Voltamos a fazer um passeio magnífico foi em 1967. Para Campos do Jordão. Aí já estávamos morando em Pinda. Eu fui o cicerone, conhecia alguma coisa da cidade. Já sabia que os preços da alimentação ali eram muito altos. Por isso, levamos bastante comida. Frango assado, farofa boa, pães, latas de sardinha...
Subimos para Campos no bondinho das seis horas. Muita neblina. Só clareou tudo na estação de Lefévre, quando passamos para cima das nuvens. Céu azul lá em cima e um colchão de nuvens brancas debaixo da gente.
Em Campos, íamos comer debaixo dos pinheiros. Mas choveu e só o Carlos que tinha guarda-chuva. Fomos todos para um restaurante e pedimos coca-cola. Pedimos emprestados alguns pratos. E fomos desembrulhando os frangos, as sardinhas, a farofa e outros itens.
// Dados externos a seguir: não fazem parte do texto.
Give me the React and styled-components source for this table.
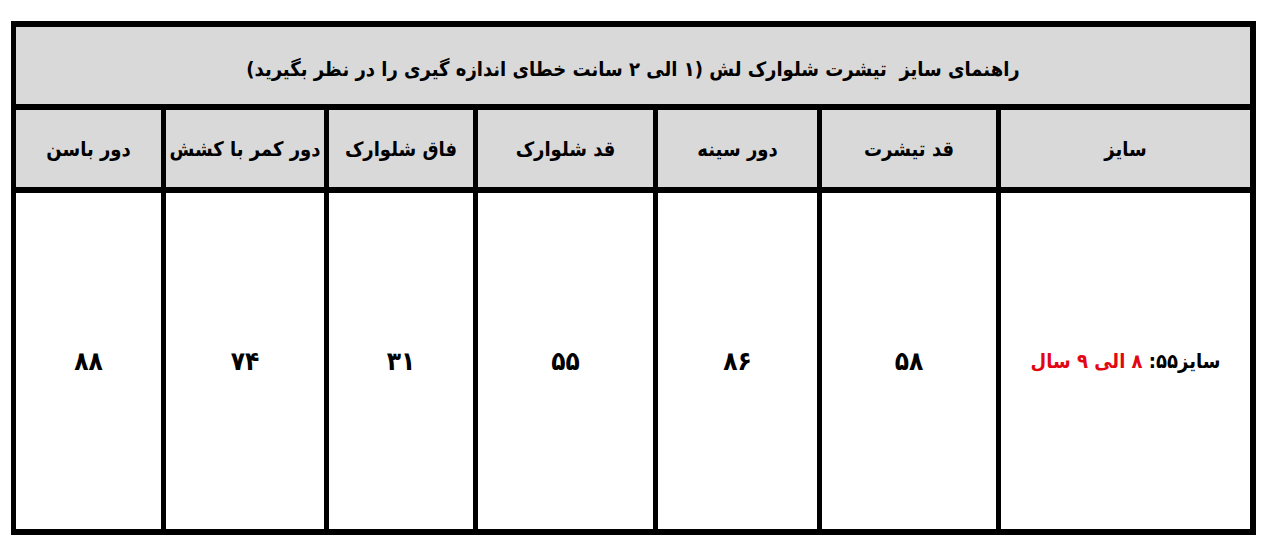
import React from "react";
import styled, { createGlobalStyle } from "styled-components";

const GlobalStyle = createGlobalStyle`
  html, body {
    margin: 0;
    padding: 0;
    background: #fff;
  }
  body {
    font-family: "DejaVu Sans Condensed", "DejaVu Sans", sans-serif;
    font-stretch: condensed;
  }
`;

const Page = styled.div`
  padding: 21px 0 0 11px;
`;

const SizeTable = styled.div`
  direction: rtl;
  display: grid;
  grid-template-columns: 249px 174px 159px 175px 144px 158px 145px;
  grid-template-rows: 77px 77px 336px;
  column-gap: 5px;
  row-gap: 6px;
  padding: 6px 6px 6px 5px;
  width: max-content;
  background: #000;
`;

const Cell = styled.div`
  display: flex;
  align-items: center;
  justify-content: center;
  overflow: hidden;
  background: ${({ $head }) => ($head ? "#d9d9d9" : "#fff")};
  color: #000;
  font-weight: 700;
  font-size: ${({ $num }) => ($num ? "26px" : "20px")};
  white-space: nowrap;
`;

const TitleCell = styled(Cell)`
  grid-column: 1 / -1;
  padding-top: 6px;
`;

const Red = styled.span`
  color: #e30613;
`;

const headers = [
  "سایز",
  "قد تیشرت",
  "دور سینه",
  "قد شلوارک",
  "فاق شلوارک",
  "دور کمر با کشش",
  "دور باسن",
];

const values = ["۵۸", "۸۶", "۵۵", "۳۱", "۷۴", "۸۸"];

export default function App() {
  return (
    <Page>
      <GlobalStyle />
      <SizeTable>
        <TitleCell $head>
          راهنمای سایز&nbsp; تیشرت شلوارک لش (۱ الی ۲ سانت خطای اندازه گیری را در نظر بگیرید)
        </TitleCell>
        {headers.map((h) => (
          <Cell $head key={h}>
            {h}
          </Cell>
        ))}
        <Cell>
          سایز۵۵:&nbsp;<Red>۸ الی ۹ سال</Red>
        </Cell>
        {values.map((v, i) => (
          <Cell $num key={i}>
            {v}
          </Cell>
        ))}
      </SizeTable>
    </Page>
  );
}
Depois de bem alimentados, subimos o Morro do Elefante. Tempos e tempos nós ficamos olhando a cidadinha lá embaixo. Parecia uma cidadinha de presépio. Carrinhos. Pessoinhas andando. Arvorezinhas... No topo do Morro do Elefante tinha um Santo Cruzeiro. Só isto, naquele tempo.
Os anos se passaram muito depressa e nosso trabalho de professores nos levou por caminhadas diferentes. Enquanto eu andava pelo Porto Novo em Caraguatatuba, e pelo Rio Abaixo em Jacareí, o Pedro fez caminhadas pela Serra da Mantiqueira, em diferentes escolas. Andou quilômetros na sombra escura das araucárias, no Parque Estadual, lecionando numa escolinha muito longe de qualquer povoação. A cama de armar ficava dobrada atrás da porta durante as aulas. As crianças conversando, amigáveis, ele explicando, ditando lições, os alunos perguntando. Fora das paredes de tábua, o ruído da chuva nos pinheiros. Então acabava a aula, os alunos davam tchau, iam embora, ele ficava sozinho. No silêncio, só o barulho da chuva. Ia escurecendo, na mata escurece logo, hora de cozinhar o arroz na panelinha, no fogareiro. A medida de arroz era um potinho vazio de danone. Tudo certinho, a lanterna presa debaixo do braço esquerdo, a solidão por companhia. A noite quieta. O próximo som que ele ia escutar seria de manhã, quando as crianças chegassem com suas conversas e perguntas e risadas. Até lá, o silêncio, e as gotas da chuva.
Mais um pacote grande de tempo rolou, e nós dois pudemos caminhar juntos na Serra do Mar, no meio da Mata Atlântica, entre Ubatuba e São Luiz. Tinha chovido na véspera e tudo agora estava azul e ensolarado, a mata brilhava. Na trilha, as botas não faziam barulho, tudo encharcado. De repente, uma arvorezinha se abalou e choveu debaixo dela. Era um esquilo, que pulou mudando de galho. Nós dois nos agachamos, paralisados. O bichinho também parou, os bigodes se agitando, as mãozinhas no peito, o nariz se movendo. Instante - e pulou num tronco caído, correu ao longo dele, muito rápido, em dois pulos trepou na outra árvore, sumiu-se na folhagem. O Pedro falou: Nossa, Paulo.
Depois os anos se passaram, todos de uma vez só, e não deu tempo de fazermos a caminhada que uma vez começamos a combinar e nem terminamos de combinar direito. Que era de irmos a pé até Aparecida, conversando no caminho, rezando o terço, lanchando na beira da estrada, conversando de novo, comentando as muitas andanças que já tínhamos feito pelos caminhos deste mundo de Deus. Não deu tempo, Pedro, meu irmão. Mas caminhamos bastante.